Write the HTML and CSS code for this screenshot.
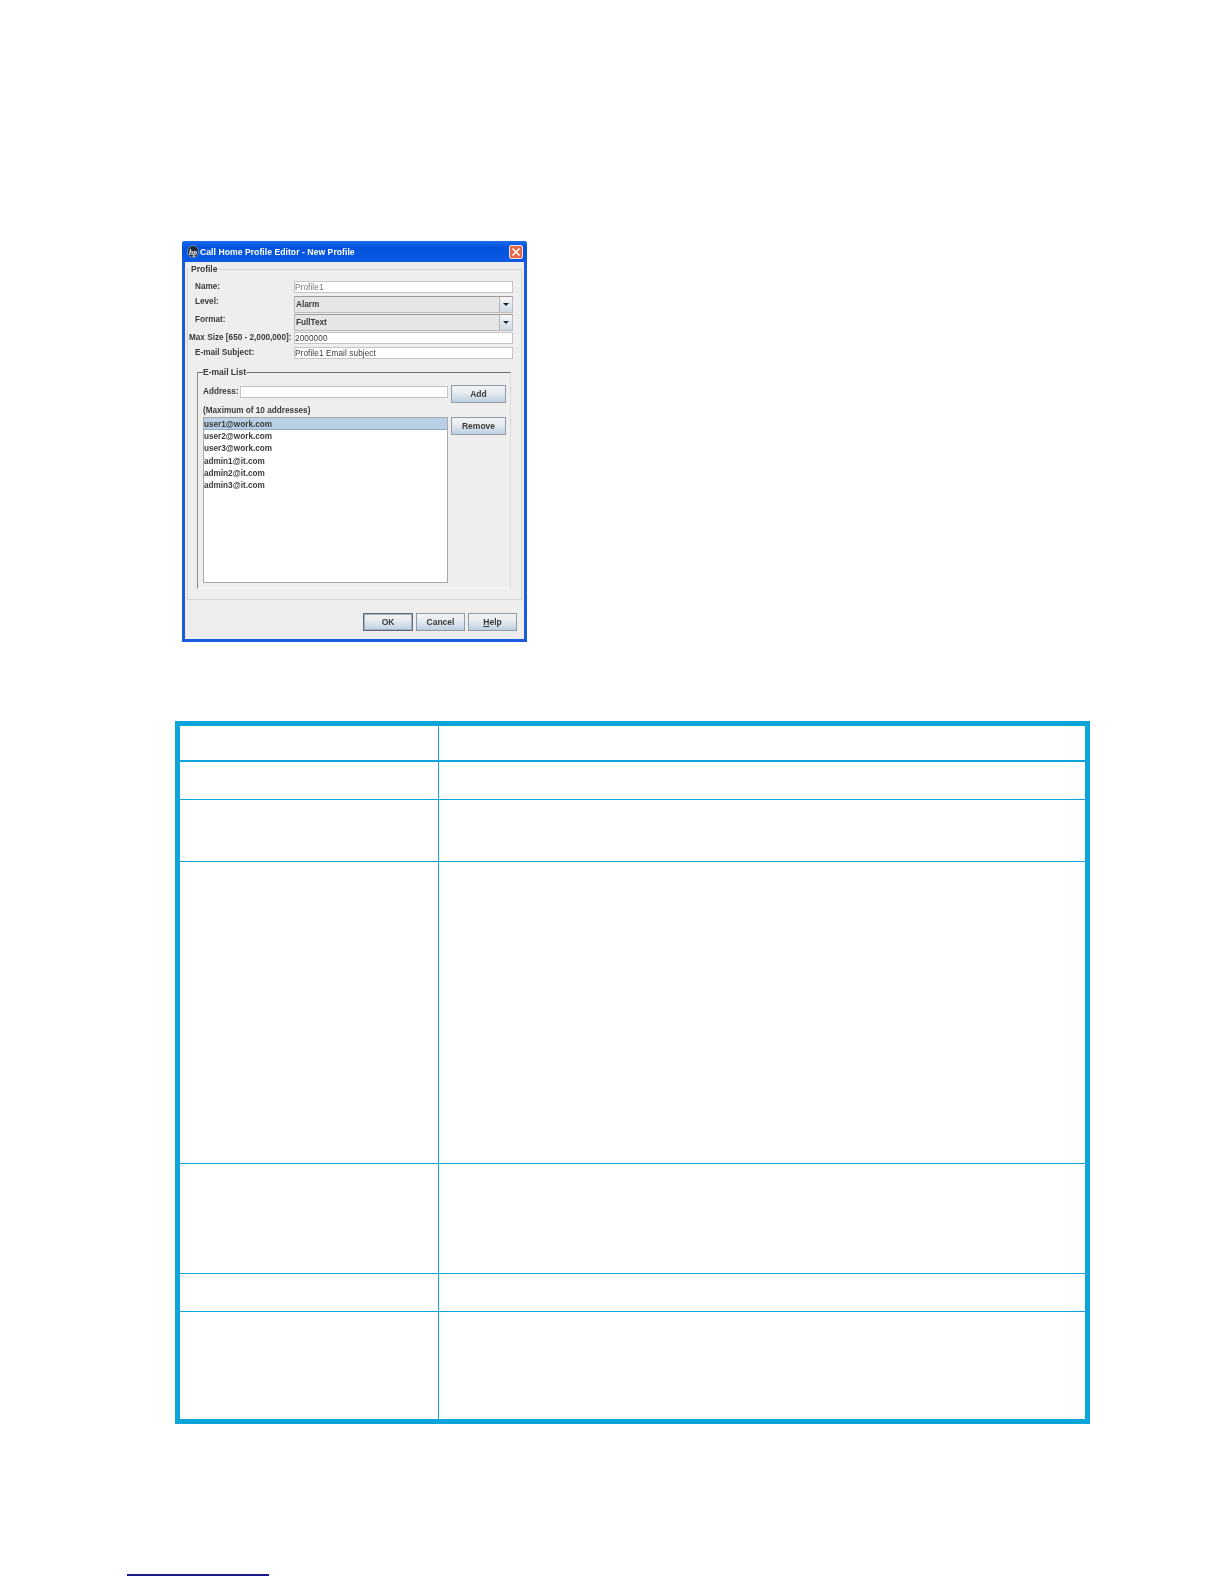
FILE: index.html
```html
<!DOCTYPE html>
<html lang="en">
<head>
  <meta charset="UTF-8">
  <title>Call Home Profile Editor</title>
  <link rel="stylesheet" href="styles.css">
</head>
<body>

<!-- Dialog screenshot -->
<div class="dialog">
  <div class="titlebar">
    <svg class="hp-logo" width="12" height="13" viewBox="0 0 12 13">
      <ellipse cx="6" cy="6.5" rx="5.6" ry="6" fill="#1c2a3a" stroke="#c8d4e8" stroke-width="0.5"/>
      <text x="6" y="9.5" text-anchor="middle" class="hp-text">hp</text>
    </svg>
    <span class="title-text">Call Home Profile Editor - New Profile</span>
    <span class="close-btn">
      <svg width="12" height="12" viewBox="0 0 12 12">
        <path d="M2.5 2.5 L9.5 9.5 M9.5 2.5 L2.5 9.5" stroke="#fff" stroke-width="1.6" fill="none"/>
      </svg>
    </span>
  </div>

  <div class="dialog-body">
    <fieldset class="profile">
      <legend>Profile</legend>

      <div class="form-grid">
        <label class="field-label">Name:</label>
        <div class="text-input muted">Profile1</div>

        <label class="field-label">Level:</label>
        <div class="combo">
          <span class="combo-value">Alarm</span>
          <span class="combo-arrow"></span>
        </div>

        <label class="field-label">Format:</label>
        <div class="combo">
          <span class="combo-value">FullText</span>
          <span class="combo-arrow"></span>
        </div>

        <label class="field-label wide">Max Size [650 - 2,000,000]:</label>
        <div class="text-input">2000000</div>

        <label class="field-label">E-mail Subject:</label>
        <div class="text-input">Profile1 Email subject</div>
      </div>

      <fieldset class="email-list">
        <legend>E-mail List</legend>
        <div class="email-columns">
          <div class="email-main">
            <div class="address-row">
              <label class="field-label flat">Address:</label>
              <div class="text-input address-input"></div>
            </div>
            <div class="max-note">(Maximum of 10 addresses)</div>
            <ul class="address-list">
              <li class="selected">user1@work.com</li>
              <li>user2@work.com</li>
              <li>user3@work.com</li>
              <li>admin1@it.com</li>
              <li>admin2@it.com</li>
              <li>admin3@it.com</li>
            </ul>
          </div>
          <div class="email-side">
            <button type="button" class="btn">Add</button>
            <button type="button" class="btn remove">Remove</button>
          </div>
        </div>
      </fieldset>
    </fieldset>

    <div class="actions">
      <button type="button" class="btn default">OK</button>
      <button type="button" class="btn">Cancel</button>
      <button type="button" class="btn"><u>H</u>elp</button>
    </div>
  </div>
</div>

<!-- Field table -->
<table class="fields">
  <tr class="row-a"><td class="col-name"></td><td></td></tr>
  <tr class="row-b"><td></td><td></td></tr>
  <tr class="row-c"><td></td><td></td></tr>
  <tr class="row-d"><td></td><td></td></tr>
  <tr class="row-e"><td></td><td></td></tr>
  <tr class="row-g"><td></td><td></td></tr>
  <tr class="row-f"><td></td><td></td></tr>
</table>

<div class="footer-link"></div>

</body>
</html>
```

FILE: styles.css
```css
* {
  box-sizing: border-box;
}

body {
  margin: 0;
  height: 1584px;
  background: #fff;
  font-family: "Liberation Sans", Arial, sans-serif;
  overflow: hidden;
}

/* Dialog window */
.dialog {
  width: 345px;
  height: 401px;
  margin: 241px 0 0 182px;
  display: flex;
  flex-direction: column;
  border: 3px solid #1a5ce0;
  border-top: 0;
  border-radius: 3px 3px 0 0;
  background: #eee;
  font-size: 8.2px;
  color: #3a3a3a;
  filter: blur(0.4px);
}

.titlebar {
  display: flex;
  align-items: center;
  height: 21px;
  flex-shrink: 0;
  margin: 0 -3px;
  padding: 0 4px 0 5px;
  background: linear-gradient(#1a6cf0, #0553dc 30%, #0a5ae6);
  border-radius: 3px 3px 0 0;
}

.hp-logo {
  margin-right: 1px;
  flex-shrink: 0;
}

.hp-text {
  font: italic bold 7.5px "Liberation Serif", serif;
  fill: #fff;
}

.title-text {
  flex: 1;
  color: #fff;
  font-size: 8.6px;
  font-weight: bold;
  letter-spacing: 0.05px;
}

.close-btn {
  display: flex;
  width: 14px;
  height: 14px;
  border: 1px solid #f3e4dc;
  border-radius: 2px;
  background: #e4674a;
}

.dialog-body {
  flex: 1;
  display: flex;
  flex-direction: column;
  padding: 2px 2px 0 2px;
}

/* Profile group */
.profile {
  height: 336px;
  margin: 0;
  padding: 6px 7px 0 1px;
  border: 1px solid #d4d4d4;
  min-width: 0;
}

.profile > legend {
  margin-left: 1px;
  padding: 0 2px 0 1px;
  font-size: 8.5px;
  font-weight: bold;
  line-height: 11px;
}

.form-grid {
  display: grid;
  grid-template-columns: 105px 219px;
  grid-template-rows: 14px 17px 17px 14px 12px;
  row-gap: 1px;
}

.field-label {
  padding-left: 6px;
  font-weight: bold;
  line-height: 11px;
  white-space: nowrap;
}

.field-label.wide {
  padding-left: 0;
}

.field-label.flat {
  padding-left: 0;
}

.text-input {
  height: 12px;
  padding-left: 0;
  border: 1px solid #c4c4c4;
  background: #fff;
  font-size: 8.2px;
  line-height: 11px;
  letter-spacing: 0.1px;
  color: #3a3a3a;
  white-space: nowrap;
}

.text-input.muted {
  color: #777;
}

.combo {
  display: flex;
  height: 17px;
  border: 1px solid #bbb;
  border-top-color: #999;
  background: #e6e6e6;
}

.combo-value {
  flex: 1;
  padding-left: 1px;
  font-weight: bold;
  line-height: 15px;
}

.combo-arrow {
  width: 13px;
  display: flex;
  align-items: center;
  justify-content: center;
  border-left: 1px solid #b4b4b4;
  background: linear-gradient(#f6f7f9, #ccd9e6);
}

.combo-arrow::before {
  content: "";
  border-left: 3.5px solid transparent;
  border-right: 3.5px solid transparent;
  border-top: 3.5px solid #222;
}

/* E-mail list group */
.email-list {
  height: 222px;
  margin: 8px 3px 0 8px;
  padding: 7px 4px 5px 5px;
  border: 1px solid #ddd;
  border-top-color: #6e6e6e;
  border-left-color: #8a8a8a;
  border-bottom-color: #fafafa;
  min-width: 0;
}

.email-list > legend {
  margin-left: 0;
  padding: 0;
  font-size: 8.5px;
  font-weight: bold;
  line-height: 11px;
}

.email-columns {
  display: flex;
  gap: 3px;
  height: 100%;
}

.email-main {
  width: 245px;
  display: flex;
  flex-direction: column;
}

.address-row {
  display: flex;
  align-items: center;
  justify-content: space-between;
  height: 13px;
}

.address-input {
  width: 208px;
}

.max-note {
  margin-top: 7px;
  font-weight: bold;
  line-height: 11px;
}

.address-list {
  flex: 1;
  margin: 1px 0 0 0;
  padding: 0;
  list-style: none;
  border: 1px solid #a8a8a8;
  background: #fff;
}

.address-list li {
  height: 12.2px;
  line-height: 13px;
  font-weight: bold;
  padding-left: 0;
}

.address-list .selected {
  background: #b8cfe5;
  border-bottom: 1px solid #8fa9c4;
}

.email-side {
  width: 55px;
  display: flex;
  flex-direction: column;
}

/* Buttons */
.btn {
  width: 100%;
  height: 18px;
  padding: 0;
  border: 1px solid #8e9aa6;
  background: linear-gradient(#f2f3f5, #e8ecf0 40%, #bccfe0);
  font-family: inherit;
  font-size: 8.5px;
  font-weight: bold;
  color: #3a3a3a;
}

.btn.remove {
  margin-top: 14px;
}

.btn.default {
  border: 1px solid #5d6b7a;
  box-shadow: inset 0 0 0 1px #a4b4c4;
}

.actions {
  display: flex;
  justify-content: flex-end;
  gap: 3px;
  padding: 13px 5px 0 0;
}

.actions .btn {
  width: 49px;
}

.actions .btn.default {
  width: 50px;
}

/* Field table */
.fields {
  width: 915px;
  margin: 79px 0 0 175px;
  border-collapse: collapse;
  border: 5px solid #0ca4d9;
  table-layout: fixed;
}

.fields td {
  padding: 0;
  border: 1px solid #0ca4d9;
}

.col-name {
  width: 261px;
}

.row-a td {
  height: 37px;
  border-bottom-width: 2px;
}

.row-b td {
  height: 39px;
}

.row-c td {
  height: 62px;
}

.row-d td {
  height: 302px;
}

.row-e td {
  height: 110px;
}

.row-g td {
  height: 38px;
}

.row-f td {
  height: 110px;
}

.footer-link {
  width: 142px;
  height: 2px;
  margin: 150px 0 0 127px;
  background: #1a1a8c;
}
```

## WHAT TO DO
Find how many lines in the listing hold "screenshot", and reply with that number only.

## ANSWER TO THE EXERCISE
2